- [The problem] Each line containing the word "React" must be reported.

- [Supplied information]
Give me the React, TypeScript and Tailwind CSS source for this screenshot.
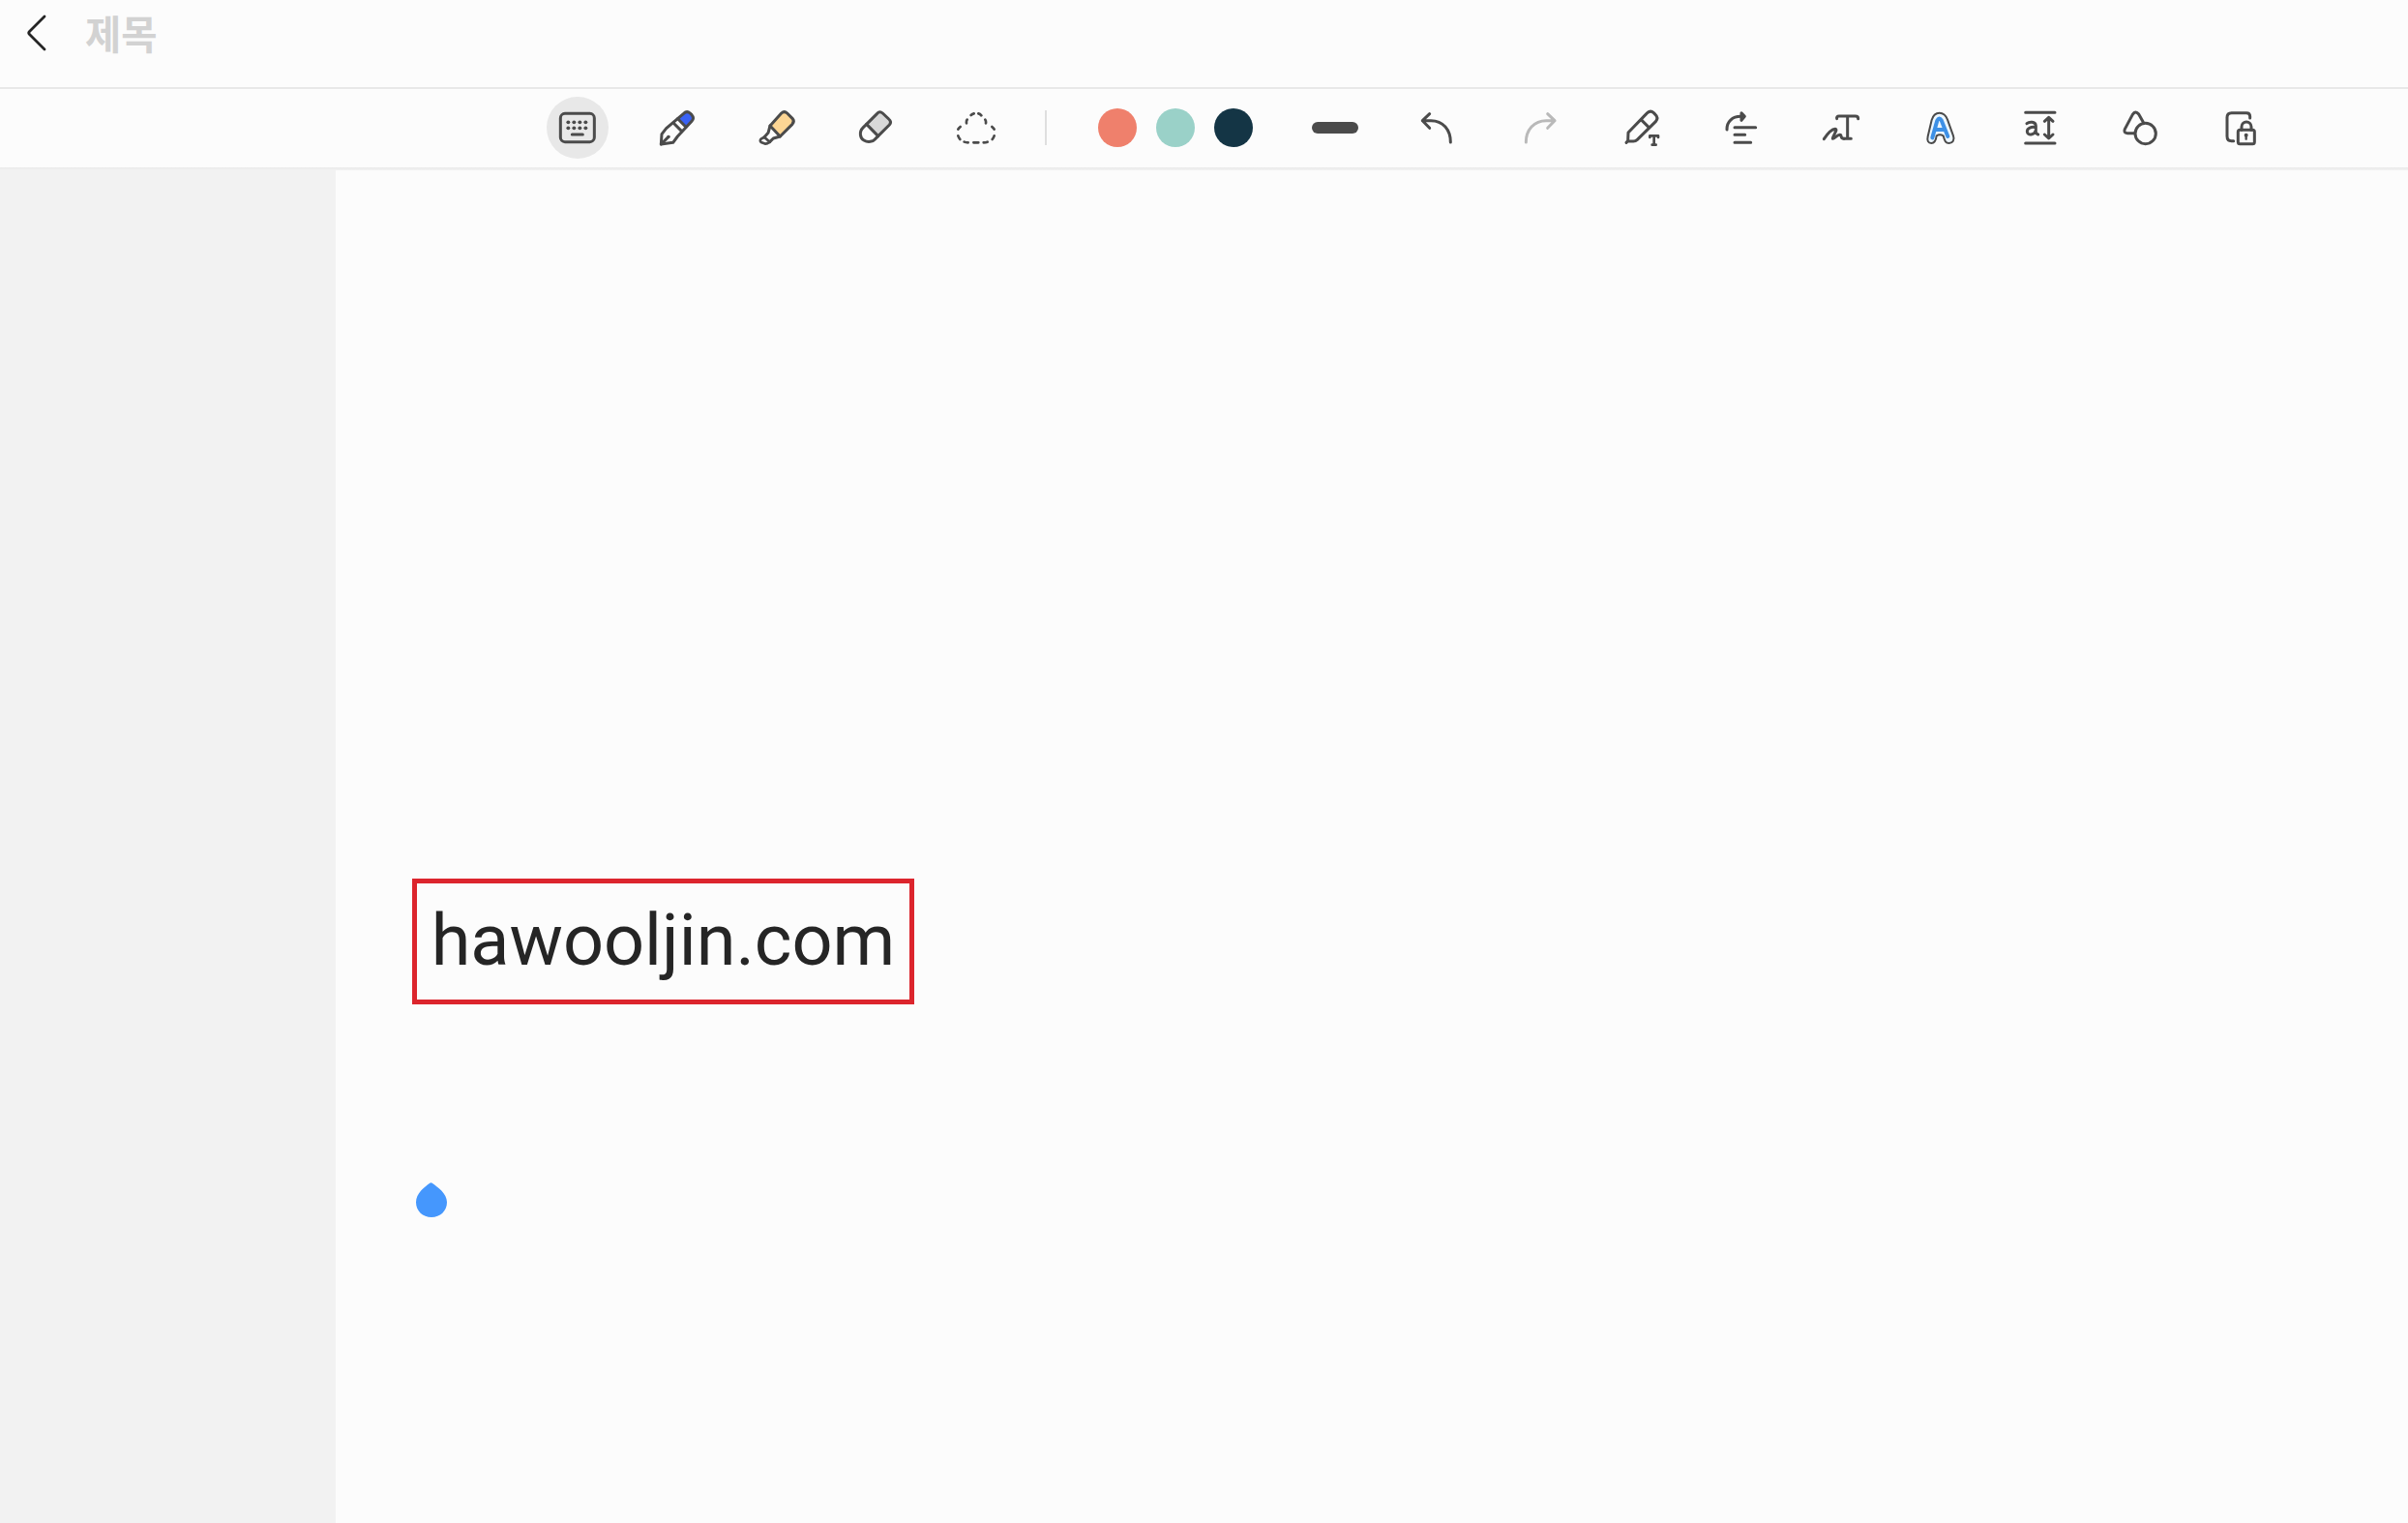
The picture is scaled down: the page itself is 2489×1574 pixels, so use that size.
import React from 'react';

interface IconProps {
  children: React.ReactNode;
  className?: string;
}

// Every toolbar icon is drawn on the same 192 grid
const Icon = ({ children, className = 'text-[#4b4b4b]' }: IconProps) => (
  <svg
    viewBox="0 0 192 192"
    fill="none"
    stroke="currentColor"
    strokeWidth={9}
    strokeLinecap="round"
    strokeLinejoin="round"
    className={`w-16 h-16 ${className}`}
  >
    {children}
  </svg>
);

const KeyboardIcon = () => (
  <Icon>
    <rect x="43" y="52" width="105" height="88" rx="14" />
    <g fill="currentColor" stroke="none">
      {[67, 85, 103, 121].map((x) => (
        <React.Fragment key={x}>
          <circle cx={x} cy="79" r="5.8" />
          <circle cx={x} cy="97" r="5.8" />
        </React.Fragment>
      ))}
    </g>
    <path d="M79 117H112" />
  </Icon>
);

const PenIcon = () => (
  <Icon>
    <path d="M98 68L116 51Q125 43 134 50L142 58Q149 67 141 76L123 94Z" fill="#3a62f5" stroke="none" />
    <path d="M46 147L48 116L62 98L116 52Q126 42 136 51L141 56Q150 66 141 76L97 123L83 142Z" />
    <path d="M98 68L123 94M84 81L110 107M46 147L69 124" />
    <circle cx="69" cy="124" r="3" fill="currentColor" strokeWidth={4} />
  </Icon>
);

const HighlighterIcon = () => (
  <Icon>
    <path d="M75 90L110 51Q119 43 128 51L144 67Q152 76 144 85L106 123Z" fill="#fdd694" />
    <path d="M75 90L69 112L57 125M106 123L85 129L74 140" />
    <path d="M57 125L47 131Q42 137 47 141L61 146Q66 146 74 140Z" strokeWidth={8} />
  </Icon>
);

const EraserIcon = () => (
  <Icon>
    <path d="M65 85L98 52Q106 43 115 51L134 69Q144 78 136 87L101 122Z" fill="#d8d8d8" />
    <path d="M65 85L55 95C40 110 46 129 57 135C70 143 85 139 92 131L101 122" />
  </Icon>
);

const LassoIcon = () => (
  <Icon>
    <path d="M103 52Q108 53 112 58M80 57Q84 53 89 52M66 82Q65 75 68 71M124 71Q127 76 126 82M47 93Q42 97 40 101M145 93Q150 97 152 101M40 121Q42 127 46 132M152 121Q150 127 146 132M59 140Q63 142 71 142M88 142H103M119 142Q126 142 131 140" strokeWidth={8} />
  </Icon>
);

const UndoIcon = () => (
  <Icon>
    <path d="M74 53L52 74L74 97M52 74H78C116 74 139 103 139 141" />
  </Icon>
);

const RedoIcon = () => (
  <Icon className="text-[#b9b9b9]">
    <path d="M119 53L141 74L119 97M141 74H115C77 74 52 103 52 141" />
  </Icon>
);

const PenToTextIcon = () => (
  <Icon>
    <path d="M48 142L53 137L54 111L111 52Q122 40 133 50L138 55Q149 65 139 77L82 133Q77 138 70 138L53 138" />
    <path d="M96 73L118 95" />
    <path d="M121 126V121H147V126M134 121V149M128 149H140" strokeWidth={8} />
  </Icon>
);

const AlignIcon = () => (
  <Icon>
    <path d="M51 102C50 77 68 61 94 61H104" />
    <path d="M96 50L106 61L96 73Z" fill="currentColor" />
    <path d="M75 95H140M75 118H107M75 142H125" />
  </Icon>
);

const HandwritingIcon = () => (
  <Icon>
    <path d="M83 68Q81 60 90 60H140Q149 60 149 68M116 60V129M105 130H127" />
    <path d="M43 131C53 116 66 101 78 100C88 101 68 124 70 130C75 132 85 115 94 118C99 121 92 129 105 130" />
  </Icon>
);

const TextStyleIcon = () => (
  <Icon>
    <path
      d="M92 50C106 50 113 60 117 71L135 121C140 134 133 144 122 144C112 144 108 138 104 121Q93 115 83 121C81 137 77 144 67 144C57 144 53 136 56 123L68 72C72 58 80 50 92 50Z"
      fill="#edf7ff"
      strokeWidth={6}
    />
    <path d="M70 127L85 74Q91 61 98 73L118 123M79 102H108" stroke="#3d90e6" strokeWidth={12} />
  </Icon>
);

const LineSpacingIcon = () => (
  <Icon>
    <path d="M50 49H141M50 144H141" />
    <path d="M54 83C61 77 81 75 82 90V110Q83 115 89 117M82 95C68 92 55 97 55 107C55 122 79 120 82 103" />
    <path d="M122 67V126M109 76L122 64L135 76M109 117L122 129L135 117" />
  </Icon>
);

const ShapesIcon = () => (
  <Icon>
    <path d="M80 113H57Q44 113 49 100L73 55Q82 41 92 54L106 79" />
    <circle cx="113" cy="114" r="32" />
  </Icon>
);

const PageLockIcon = () => (
  <Icon>
    <path d="M125 66V61Q125 50 114 50H68Q54 50 54 64V122Q54 137 68 137H74" />
    <rect x="88" y="103" width="51" height="43" rx="6" />
    <path d="M99 103V93C99 73 129 73 129 93V103" />
    <circle cx="113" cy="119" r="6" fill="currentColor" stroke="none" />
    <path d="M113 120V131" strokeWidth={7} />
  </Icon>
);

const ToolButton = ({ children, label, active = false }: { children: React.ReactNode; label: string; active?: boolean }) => (
  <button
    type="button"
    aria-label={label}
    className={`w-16 h-16 shrink-0 rounded-full ${active ? 'bg-[#e8e8e8]' : ''}`}
  >
    {children}
  </button>
);

const Header = () => (
  <header className="flex items-start h-[92px] shrink-0 border-b-2 border-[#e8e8e8] pl-6">
    <svg viewBox="0 0 28 44" className="w-7 h-11 mt-3" fill="none" stroke="#252525" strokeWidth={2.8} strokeLinecap="round" strokeLinejoin="round">
      <path d="M22 5L6.5 20.5Q5 22 6.5 23.5L22 39" />
    </svg>
    <h1 className="ml-9 mt-[5px] text-[40.5px] leading-[58px] font-bold text-[#d2d2d2] font-['Noto_Sans_CJK_KR',sans-serif]">
      제목
    </h1>
  </header>
);

const Toolbar = () => (
  <div className="flex items-center h-[81px] shrink-0 pl-[565px] pb-px">
    <div className="flex items-center gap-[39px]">
      <ToolButton label="키보드" active><KeyboardIcon /></ToolButton>
      <ToolButton label="펜"><PenIcon /></ToolButton>
      <ToolButton label="형광펜"><HighlighterIcon /></ToolButton>
      <ToolButton label="지우개"><EraserIcon /></ToolButton>
      <ToolButton label="선택"><LassoIcon /></ToolButton>
      <div className="w-0.5 h-9 bg-[#dfdfdf]" />
    </div>

    <div className="flex items-center gap-5 ml-[53px]">
      <div className="w-10 h-10 rounded-full bg-[#ef806c]" />
      <div className="w-10 h-10 rounded-full bg-[#9ad1c8]" />
      <div className="w-10 h-10 rounded-full bg-[#143545]" />
    </div>
    <div className="w-12 h-3 rounded-full bg-[#4b4b4b] ml-[61px]" />

    <div className="flex items-center gap-[43px] ml-[49px]">
      <ToolButton label="실행 취소"><UndoIcon /></ToolButton>
      <ToolButton label="다시 실행"><RedoIcon /></ToolButton>
    </div>
    <div className="flex items-center gap-[39px] ml-[41px]">
      <ToolButton label="텍스트로 변환"><PenToTextIcon /></ToolButton>
      <ToolButton label="정렬"><AlignIcon /></ToolButton>
      <ToolButton label="필기 변환"><HandwritingIcon /></ToolButton>
      <ToolButton label="텍스트 스타일"><TextStyleIcon /></ToolButton>
      <ToolButton label="줄 간격"><LineSpacingIcon /></ToolButton>
      <ToolButton label="도형"><ShapesIcon /></ToolButton>
    </div>
    <div className="flex items-center ml-10">
      <ToolButton label="페이지 잠금"><PageLockIcon /></ToolButton>
    </div>
  </div>
);

export default function App() {
  return (
    <div className="flex flex-col w-full h-screen overflow-hidden bg-[#fcfcfc]">
      <Header />
      <Toolbar />
      <div className="h-[3px] shrink-0 bg-gradient-to-b from-[#e9e9e9] to-[#f3f3f3]" />
      <main className="flex flex-1 min-h-0">
        <aside className="w-[347px] shrink-0 bg-[#f2f2f2]" />
        <section className="flex-1 pl-[79px] pt-[732px]">
          {/* Highlighted note text */}
          <div className="flex items-center justify-center w-[519px] h-[130px] border-[5px] border-[#dc252d]">
            <p className="-mt-px text-[73.8px] leading-none whitespace-nowrap text-[#252525] font-['Roboto',sans-serif]">
              hawooljin.com
            </p>
          </div>
          {/* Cursor handle */}
          <svg viewBox="0 0 32 36" className="w-8 h-9 mt-[184px] ml-[4px]" fill="#4597fd">
            <path d="M14.3 0.8Q15.5 -0.3 16.7 0.8C22 4.5 32 11.5 32 20.5C32 29.5 25 36 16 36C7 36 0 29.5 0 20.5C0 11.5 9 4.5 14.3 0.8Z" />
          </svg>
        </section>
      </main>
    </div>
  );
}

- [Result of this task]
Give me the React, TypeScript and Tailwind CSS source for this screenshot.
import React from 'react';
  children: React.ReactNode;
        <React.Fragment key={x}>
        </React.Fragment>
const ToolButton = ({ children, label, active = false }: { children: React.ReactNode; label: string; active?: boolean }) => (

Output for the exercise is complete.